Since in the generative part, \(p_{\lambda}(\mathbf{d}_t|\mathbf{d}_{t-1},\mathbf{u}_t)\) is a dirac distribution, Fraccaro et al. (2016) decided to assume the second term in the above equation to be: \[ q_{\phi}(\mathbf{d}_{1:T}|\mathbf{x}_{1:T},\mathbf{u}_{1:T},\mathbf{d}_0,\mathbf{u}_0) \equiv p_{\lambda}(\mathbf{d}_{1:T}|\mathbf{u}_{1:T},\mathbf{d}_0,\mathbf{u}_0) = \prod_{t=1}^T p_{\lambda}(\mathbf{d}_t|\mathbf{d}_{t-1},\mathbf{u}_t) \] That is, the same recurrent network \(\text{RNN}^{(p)}\) is used to produce the deterministic states \(\mathbf{d}_{1:T}\) in both the generative part and variational part.
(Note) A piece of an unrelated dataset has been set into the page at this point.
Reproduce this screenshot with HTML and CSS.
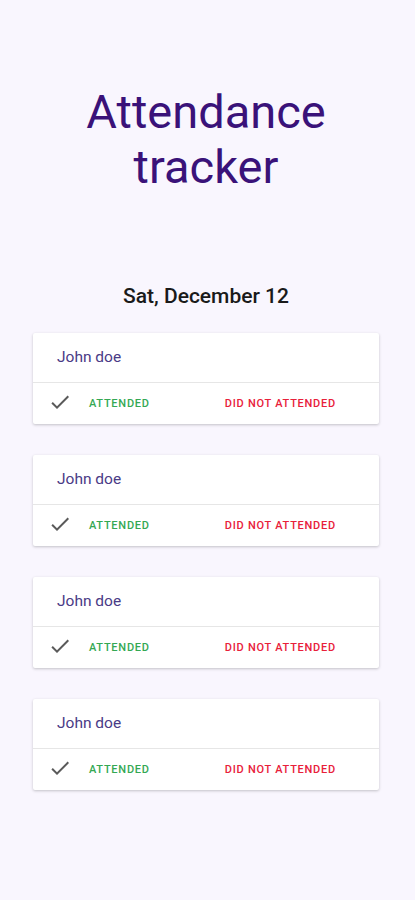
FILE: index.html
```html
<!DOCTYPE html>
<html lang="en">
<head>
  <meta charset="UTF-8">
  <meta name="viewport" content="width=device-width, initial-scale=1.0">
  <title>Attendance tracker</title>
  <link rel="stylesheet" href="styles.css">
</head>
<body>
  <div class="app">
    <h1 class="title">Attendance tracker</h1>

    <h2 class="date">Sat, December 12</h2>

    <div class="list">
      <div class="card">
        <div class="card-name">John doe</div>
        <div class="card-actions">
          <svg class="check" viewBox="0 0 24 24" width="24" height="24"><path d="M9 16.2L4.8 12l-1.4 1.4L9 19 21 7l-1.4-1.4L9 16.2z"/></svg>
          <button class="btn btn-yes">Attended</button>
          <button class="btn btn-no">Did not attended</button>
        </div>
      </div>

      <div class="card">
        <div class="card-name">John doe</div>
        <div class="card-actions">
          <svg class="check" viewBox="0 0 24 24" width="24" height="24"><path d="M9 16.2L4.8 12l-1.4 1.4L9 19 21 7l-1.4-1.4L9 16.2z"/></svg>
          <button class="btn btn-yes">Attended</button>
          <button class="btn btn-no">Did not attended</button>
        </div>
      </div>

      <div class="card">
        <div class="card-name">John doe</div>
        <div class="card-actions">
          <svg class="check" viewBox="0 0 24 24" width="24" height="24"><path d="M9 16.2L4.8 12l-1.4 1.4L9 19 21 7l-1.4-1.4L9 16.2z"/></svg>
          <button class="btn btn-yes">Attended</button>
          <button class="btn btn-no">Did not attended</button>
        </div>
      </div>

      <div class="card">
        <div class="card-name">John doe</div>
        <div class="card-actions">
          <svg class="check" viewBox="0 0 24 24" width="24" height="24"><path d="M9 16.2L4.8 12l-1.4 1.4L9 19 21 7l-1.4-1.4L9 16.2z"/></svg>
          <button class="btn btn-yes">Attended</button>
          <button class="btn btn-no">Did not attended</button>
        </div>
      </div>
    </div>
  </div>
</body>
</html>
```

FILE: styles.css
```css
html, body {
  margin: 0;
  padding: 0;
  background-color: #f9f6fe;
}

body {
  font-family: Roboto, "Noto Sans", Arial, sans-serif;
  min-height: 900px;
}

.app {
  padding: 84px 36px 40px 33px;
}

.title {
  max-width: 290px;
  margin: 0 auto;
  font-size: 47px;
  font-weight: 400;
  line-height: 55px;
  color: #3a1279;
  text-align: center;
}

.date {
  margin: 90px 0 25px 0;
  font-size: 21px;
  font-weight: 500;
  line-height: 24px;
  color: #1a1a1a;
  text-align: center;
}

.list {
  display: flex;
  flex-direction: column;
  gap: 31px;
}

.card {
  background-color: #fff;
  border-radius: 2px;
  box-shadow: 0 1px 3px rgba(0,0,0,0.22);
}

.card-name {
  height: 47px;
  display: flex;
  align-items: center;
  padding-left: 24px;
  padding-bottom: 2px;
  font-size: 15.5px;
  color: #4a3b86;
  border-bottom: 1px solid #e6e6e6;
}

.card-actions {
  height: 41px;
  display: flex;
  align-items: center;
  padding-left: 15px;
}

.check {
  fill: #5a5a5a;
  margin-top: -4px;
}

.btn {
  background: none;
  border: none;
  padding: 0;
  font-family: inherit;
  font-size: 11px;
  font-weight: 500;
  letter-spacing: 0.75px;
  text-transform: uppercase;
  cursor: pointer;
}

.btn-yes {
  color: #34a853;
  margin-left: 17px;
}

.btn-no {
  color: #e8203a;
  margin-left: 75px;
}
```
The first term is factorized according to d-separation, as: \[ q_{\phi}(\mathbf{z}_{1:T}|\mathbf{d}_{1:T},\mathbf{x}_{1:T},\mathbf{u}_{1:T},\mathbf{d}_0,\mathbf{u}_0) = \prod_{t=1}^T q_{\phi}(\mathbf{z}_t|\mathbf{z}_{t-1},\mathbf{d}_{t:T},\mathbf{x}_{t:T}) \] where \(q_{\phi}(\mathbf{z}_t|\mathbf{z}_{t-1},\mathbf{d}_{t:T},\mathbf{x}_{t:T})\) is derived by a reverse recurrent network \(\text{RNN}^{(q)}\), whose hidden state was denoted as \(\mathbf{a}_t\), as illustrated in Fig. 5. The formalization of \(q_{\phi}(\mathbf{z}_t|\mathbf{z}_{t-1},\mathbf{d}_{t:T},\mathbf{x}_{t:T})\) is: \[ \begin{align} q_{\phi}(\mathbf{z}_t|\mathbf{z}_{t-1},\mathbf{d}_{t:T},\mathbf{x}_{t:T}) &= q_{\phi}(\mathbf{z}_t|\mathbf{z}_{t-1},\mathbf{a}_t) \\ q_{\phi}(\mathbf{z}_t|\mathbf{z}_{t-1},\mathbf{a}_t) &= \mathcal{N}(\mathbf{z}_t| \boldsymbol{\mu}_{\phi}(\mathbf{z}_{t-1},\mathbf{a}_t), \boldsymbol{\sigma}_{\phi}^2(\mathbf{z}_{t-1},\mathbf{a}_t)) \\ \boldsymbol{\mu}_{\phi}(\mathbf{z}_{t-1},\mathbf{a}_t) &= \boldsymbol{\mu}_{\lambda}(\mathbf{z}_{t-1},\mathbf{d}_t) + \text{NN}^{(q)}_1(\mathbf{z}_{t-1},\mathbf{a}_t) \\ \log \boldsymbol{\sigma}_{\phi}(\mathbf{z}_{t-1},\mathbf{a}_t) &= \text{NN}^{(q)}_2(\mathbf{z}_{t-1},\mathbf{a}_t) \\ \mathbf{a}_t &= \text{RNN}^{(q)}(\mathbf{a}_{t+1},[\mathbf{d}_t,\mathbf{x}_t]) \end{align} \] Notice \(\text{NN}^{(q)}_1(\mathbf{z}_{t-1},\mathbf{a}_t)\) is adopted to learn the residual \(\boldsymbol{\mu}_{\phi}(\mathbf{z}_{t-1},\mathbf{a}_t) - \boldsymbol{\mu}_{\lambda}(\mathbf{z}_{t-1},\mathbf{d}_t)\), instead of \(\boldsymbol{\mu}_{\phi}(\mathbf{z}_{t-1},\mathbf{a}_t)\) directly. Fraccaro et al. (2016) found that this residual parameterization can lead to better performance.

References

Chung, Junyoung, Kyle Kastner, Laurent Dinh, Kratarth Goel, Aaron C. Courville, and Yoshua Bengio. 2015. “A Recurrent Latent Variable Model for Sequential Data.” In Advances in Neural Information Processing Systems, 2980–8.

Fraccaro, Marco, Søren Kaae Sønderby, Ulrich Paquet, and Ole Winther. 2016. “Sequential Neural Models with Stochastic Layers.” In Advances in Neural Information Processing Systems, 2199–2207.